====== Dataset content

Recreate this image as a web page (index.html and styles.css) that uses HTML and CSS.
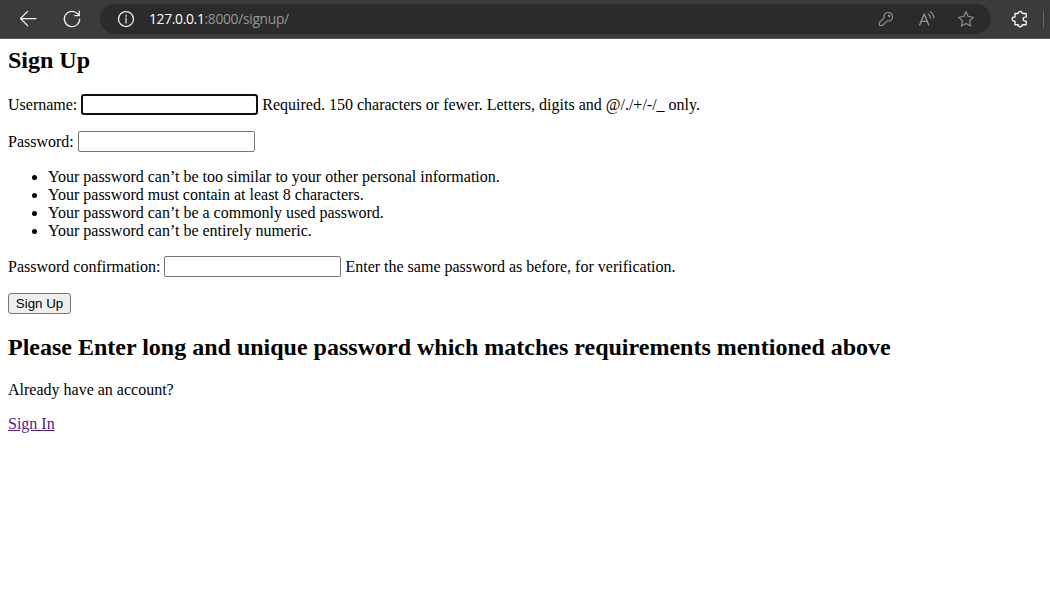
FILE: index.html
```html
<!DOCTYPE html>
<html lang="en">
<head>
<meta charset="utf-8">
<title>Sign Up</title>
<link rel="stylesheet" href="styles.css">
</head>
<body>
<header class="toolbar">
  <svg class="icon back" width="20" height="20" viewBox="0 0 20 20"><path d="M18 9.5H2.5M9.5 2.5 2.5 9.5l7 7"/></svg>
  <svg class="icon reload" width="20" height="20" viewBox="0 0 20 20"><path d="M17.7 10A7.7 7.7 0 1 1 15.6 4.7L17.2 6.5M17.3 2v4.7h-4.7"/></svg>
  <div class="address">
    <svg class="icon info" width="18" height="18" viewBox="0 0 18 18"><circle cx="9" cy="9" r="7.5"/><path d="M9 8v5M9 5v1.3"/></svg>
    <span class="url"><span class="host">127.0.0.1</span>:8000/signup/</span>
    <svg class="icon dim key" width="18" height="18" viewBox="0 0 18 18"><path d="M7.2 7.9C6.3 4.9 8.3 2.5 11.2 2.5c2.5 0 4.3 1.8 4.3 4.2 0 2.9-2.3 4.8-5.2 4.2l-5 4.6H2.5v-3z"/><circle cx="12.2" cy="5.8" r=".7"/></svg>
    <svg class="icon dim read" width="18" height="18" viewBox="0 0 18 18"><path class="letter" d="M1.7 15 6.2 4l4.5 11M3.3 11.4h5.9"/><path d="M10 4c1.5.8 2.4 2.1 2.5 4M12.2 1.8c2.3 1.3 3.6 3.4 3.7 6.2"/></svg>
    <svg class="icon dim star" width="18" height="18" viewBox="0 0 18 18"><path d="m9 1.8 2.2 4.7 5.2.7-3.8 3.6.9 5.2L9 13.5 4.5 16l.9-5.2-3.8-3.6 5.2-.7z"/></svg>
  </div>
  <svg class="icon extensions" width="18" height="18" viewBox="0 0 18 18"><path d="M4 3.5h3.2a2 2 0 0 1 4 0h4v3.6h-1a2 2 0 0 0 0 4h1v3.6h-4a2 2 0 0 1-4 0H4v-3.5h-.7a2.1 2.1 0 0 1 0-4.2H4z"/></svg>
  <span class="separator"></span>
</header>
<main class="page">
  <h2 class="title">Sign Up</h2>
  <form class="form">
    <p class="row user-row"><label for="username">Username:</label> <input class="field focused" id="username" type="text"> <span>Required. 150 characters or fewer. Letters, digits and @/./+/-/_ only.</span></p>
    <p class="row password-row"><label for="password">Password:</label> <input class="field" id="password" type="password"></p>
    <ul class="rules">
      <li>Your password can’t be too similar to your other personal information.</li>
      <li>Your password must contain at least 8 characters.</li>
      <li>Your password can’t be a commonly used password.</li>
      <li>Your password can’t be entirely numeric.</li>
    </ul>
    <p class="row confirm-row"><label for="confirm">Password confirmation:</label> <input class="field" id="confirm" type="password"> <span>Enter the same password as before, for verification.</span></p>
    <button class="submit" type="button">Sign Up</button>
  </form>
  <h2 class="notice">Please Enter long and unique password which matches requirements mentioned above</h2>
  <p class="account">Already have an account?</p>
  <p class="signin"><a class="link" href="#">Sign In</a></p>
</main>
</body>
</html>
```
FILE: styles.css
```css
* { box-sizing: border-box; }
body { margin: 0; background: #fff; color: #000; font: 16px/18px "Liberation Serif", "Times New Roman", serif; }
.toolbar { height: 39px; display: flex; align-items: center; background: #3b3b3b; border-bottom: 1px solid #555; }
.icon { flex: none; fill: none; stroke: #eee; stroke-width: 1.25; stroke-linecap: round; stroke-linejoin: round; }
.back { margin-left: 18px; }
.reload { margin-left: 24px; }
.address { width: 891px; height: 30px; margin-left: 18px; padding: 0 16px 0 17px; display: flex; align-items: center; border-radius: 15px; background: #2b2b2b; }
.url { margin-left: 14px; flex: 1; color: #969696; font: 13.8px/20px "Open Sans", "Noto Sans", sans-serif; letter-spacing: -0.3px; }
.host { color: #fff; }
.dim { stroke: #929292; stroke-width: 1.15; }
.letter { stroke-width: 1.4; }
.read { margin-left: 23px; }
.star { margin-left: 21px; }
.extensions { margin-left: 20px; stroke-width: 1.4; }
.separator { width: 1px; height: 17px; margin-left: 14px; background: #666; }
.page { padding: 7px 8px 0; }
.title, .notice { margin: 0; font-size: 24px; line-height: 28px; font-weight: bold; }
.form { margin-top: 20px; }
.row { height: 21px; margin: 0; display: flex; align-items: center; gap: 4px; line-height: 21px; white-space: nowrap; }
.row label, .row span { padding-bottom: 1px; }
.password-row { margin-top: 16px; }
.field { width: 177px; height: 21px; margin: 0; padding: 0 2px; border: 1px solid #767676; border-radius: 2px; background: #fff; outline: none; }
.focused { border: 2px solid #101010; border-radius: 3px; }
.rules { margin: 16px 0; padding-left: 40px; }
.submit { display: block; width: 63px; height: 21px; margin-top: 16px; padding: 0; border: 1px solid #767676; border-radius: 3px; background: #efefef; color: #000; font: 13.333px/19px "Liberation Sans", Arial, sans-serif; }
.notice { margin-top: 19px; }
.account { margin: 20px 0 0; }
.signin { margin: 16px 0 0; }
.link { color: #551a8b; text-decoration: underline; }
```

============

Reproduce every line precisely as given, omitting all pictures.

• **Right answer**
Recreate this image as a web page (index.html and styles.css) that uses HTML and CSS.
FILE: index.html
```html
<!DOCTYPE html>
<html lang="en">
<head>
<meta charset="utf-8">
<title>Sign Up</title>
<link rel="stylesheet" href="styles.css">
</head>
<body>
<header class="toolbar">
  <svg class="icon back" width="20" height="20" viewBox="0 0 20 20"><path d="M18 9.5H2.5M9.5 2.5 2.5 9.5l7 7"/></svg>
  <svg class="icon reload" width="20" height="20" viewBox="0 0 20 20"><path d="M17.7 10A7.7 7.7 0 1 1 15.6 4.7L17.2 6.5M17.3 2v4.7h-4.7"/></svg>
  <div class="address">
    <svg class="icon info" width="18" height="18" viewBox="0 0 18 18"><circle cx="9" cy="9" r="7.5"/><path d="M9 8v5M9 5v1.3"/></svg>
    <span class="url"><span class="host">127.0.0.1</span>:8000/signup/</span>
    <svg class="icon dim key" width="18" height="18" viewBox="0 0 18 18"><path d="M7.2 7.9C6.3 4.9 8.3 2.5 11.2 2.5c2.5 0 4.3 1.8 4.3 4.2 0 2.9-2.3 4.8-5.2 4.2l-5 4.6H2.5v-3z"/><circle cx="12.2" cy="5.8" r=".7"/></svg>
    <svg class="icon dim read" width="18" height="18" viewBox="0 0 18 18"><path class="letter" d="M1.7 15 6.2 4l4.5 11M3.3 11.4h5.9"/><path d="M10 4c1.5.8 2.4 2.1 2.5 4M12.2 1.8c2.3 1.3 3.6 3.4 3.7 6.2"/></svg>
    <svg class="icon dim star" width="18" height="18" viewBox="0 0 18 18"><path d="m9 1.8 2.2 4.7 5.2.7-3.8 3.6.9 5.2L9 13.5 4.5 16l.9-5.2-3.8-3.6 5.2-.7z"/></svg>
  </div>
  <svg class="icon extensions" width="18" height="18" viewBox="0 0 18 18"><path d="M4 3.5h3.2a2 2 0 0 1 4 0h4v3.6h-1a2 2 0 0 0 0 4h1v3.6h-4a2 2 0 0 1-4 0H4v-3.5h-.7a2.1 2.1 0 0 1 0-4.2H4z"/></svg>
  <span class="separator"></span>
</header>
<main class="page">
  <h2 class="title">Sign Up</h2>
  <form class="form">
    <p class="row user-row"><label for="username">Username:</label> <input class="field focused" id="username" type="text"> <span>Required. 150 characters or fewer. Letters, digits and @/./+/-/_ only.</span></p>
    <p class="row password-row"><label for="password">Password:</label> <input class="field" id="password" type="password"></p>
    <ul class="rules">
      <li>Your password can’t be too similar to your other personal information.</li>
      <li>Your password must contain at least 8 characters.</li>
      <li>Your password can’t be a commonly used password.</li>
      <li>Your password can’t be entirely numeric.</li>
    </ul>
    <p class="row confirm-row"><label for="confirm">Password confirmation:</label> <input class="field" id="confirm" type="password"> <span>Enter the same password as before, for verification.</span></p>
    <button class="submit" type="button">Sign Up</button>
  </form>
  <h2 class="notice">Please Enter long and unique password which matches requirements mentioned above</h2>
  <p class="account">Already have an account?</p>
  <p class="signin"><a class="link" href="#">Sign In</a></p>
</main>
</body>
</html>
```
FILE: styles.css
```css
* { box-sizing: border-box; }
body { margin: 0; background: #fff; color: #000; font: 16px/18px "Liberation Serif", "Times New Roman", serif; }
.toolbar { height: 39px; display: flex; align-items: center; background: #3b3b3b; border-bottom: 1px solid #555; }
.icon { flex: none; fill: none; stroke: #eee; stroke-width: 1.25; stroke-linecap: round; stroke-linejoin: round; }
.back { margin-left: 18px; }
.reload { margin-left: 24px; }
.address { width: 891px; height: 30px; margin-left: 18px; padding: 0 16px 0 17px; display: flex; align-items: center; border-radius: 15px; background: #2b2b2b; }
.url { margin-left: 14px; flex: 1; color: #969696; font: 13.8px/20px "Open Sans", "Noto Sans", sans-serif; letter-spacing: -0.3px; }
.host { color: #fff; }
.dim { stroke: #929292; stroke-width: 1.15; }
.letter { stroke-width: 1.4; }
.read { margin-left: 23px; }
.star { margin-left: 21px; }
.extensions { margin-left: 20px; stroke-width: 1.4; }
.separator { width: 1px; height: 17px; margin-left: 14px; background: #666; }
.page { padding: 7px 8px 0; }
.title, .notice { margin: 0; font-size: 24px; line-height: 28px; font-weight: bold; }
.form { margin-top: 20px; }
.row { height: 21px; margin: 0; display: flex; align-items: center; gap: 4px; line-height: 21px; white-space: nowrap; }
.row label, .row span { padding-bottom: 1px; }
.password-row { margin-top: 16px; }
.field { width: 177px; height: 21px; margin: 0; padding: 0 2px; border: 1px solid #767676; border-radius: 2px; background: #fff; outline: none; }
.focused { border: 2px solid #101010; border-radius: 3px; }
.rules { margin: 16px 0; padding-left: 40px; }
.submit { display: block; width: 63px; height: 21px; margin-top: 16px; padding: 0; border: 1px solid #767676; border-radius: 3px; background: #efefef; color: #000; font: 13.333px/19px "Liberation Sans", Arial, sans-serif; }
.notice { margin-top: 19px; }
.account { margin: 20px 0 0; }
.signin { margin: 16px 0 0; }
.link { color: #551a8b; text-decoration: underline; }
```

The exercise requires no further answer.